In this diagram, the blue shows the normal wired connection directly between a switchport and the end user.  The red line shows what the wiring might look like when a hub is injected into the path.  In this configuration the frames destined for the end user hit the hub, and are forwarded out all of the ports.  This causes packets destined for the end user to also be sent to the network engineer so they can be analyzed.  It should be noted that this is a two way street.  Frames destined for the network engineer will also be flooded out the port that the end user is plugged into.

While the solution above works, it’s not that great.  Best case is that you can put the hub in the switch closet and throw it in line between the patch panel and the switch.  This eliminates the need to crawl under the users desk with a hub and a laptop to analyze their traffic.   However, regardless of what you are analyzing, throwing a hub in place is messy.  What if you are trying to find a bandwidth hog on a local segment and you need to analyze all the traffic going out through the default gateway?  While the hub method works, it requires temporarily taking the network down to throw a hub in the path of all of your outbound traffic.  Not a very elegant solution.  Looking for something easier that doesn’t require re-cabling and throwing a 20 year old hub in your network?  Enter the beauty of Cisco managed switches.

Cisco switches allow you to do what is called port spanning.  While in documentation you might find it called port mirroring, sessions mapping, or spanning, they all mean one thing – you can duplicate port traffic.  Through the rest of the article I’ll refer to the technology as ‘spanning’.   Examine the diagram below. 
image

That looks a lot cleaner!  Rather than physically putting a device in line to duplicate traffic we now define a span port which duplicates all of the traffic from a selected source port.  Let’s take the example of my home network to solidify the point.
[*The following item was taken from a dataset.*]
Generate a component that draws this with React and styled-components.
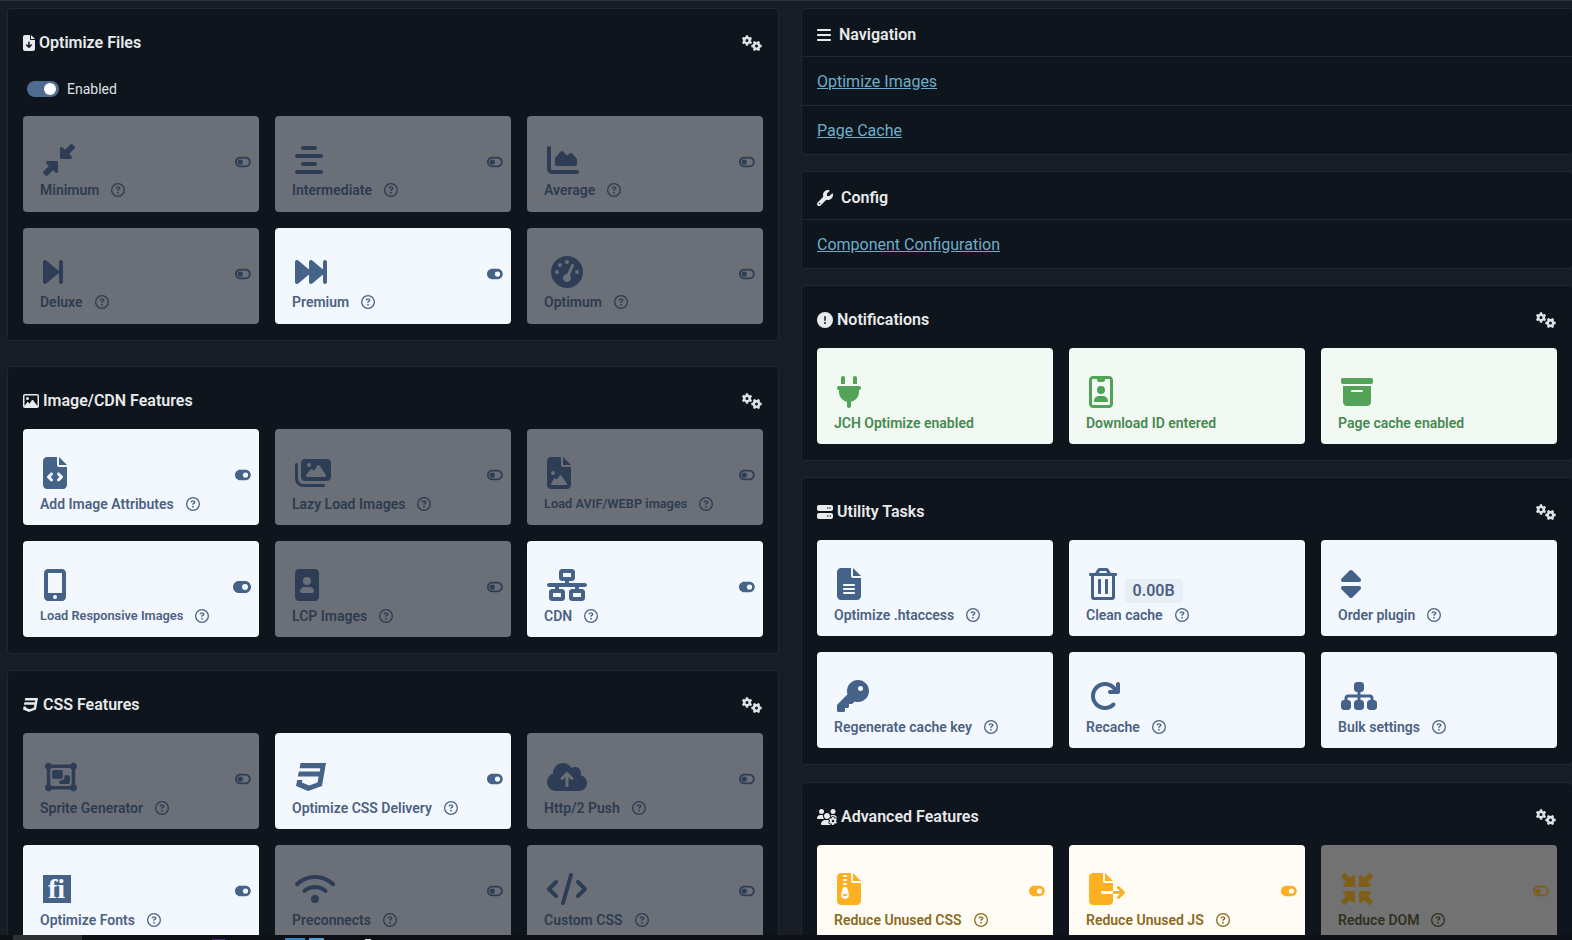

imageSo let’s say that my wife is playing XBOX and I’m sitting on my laptop.  I open a WireShark session on my NIC and start analyzing traffic.  While it’s hard to see in the image below, I’m only seeing traffic coming and going from 10.20.30.58 which is the IP address assigned to my laptop via DHCP. 
image 

Now let’s say that I want to see all of the traffic leaving my network.  To do this, I’m going to span the port that’s connecting the switch to the 2800 series router.  The router is running a ‘router on a stick’ configuration and is acting as the default gateway for all of the VLANs defined on the switch.  The instant I enable spanning and map it to the port my laptop is plugged into, I start seeing all of the traffic.  I can now see traffic coming and going from the XBOX (10.20.30.56) as well as 10.20.30.82 (my wife’s laptop) and 10.20.30.58 (my laptop).

image

 
There are a couple of things you should know about span ports before you start using them.  Most notably, a destination span port doesn’t pass normal traffic. For instance, if I plug into the LAN, telnet into my switch, and configure my port as a span destination, I’m going to lose telnet access to the switch.  If I try to renew my IP address, I’ll get a 169.254.X.X address meaning the laptop wasn’t able to receive a DHCP address so it issued its own.  Destination span ports only receive copies of the data from the source port.  They aren’t designed to pass their own traffic in addition to this.    Just keep this in mind when configuring spanning.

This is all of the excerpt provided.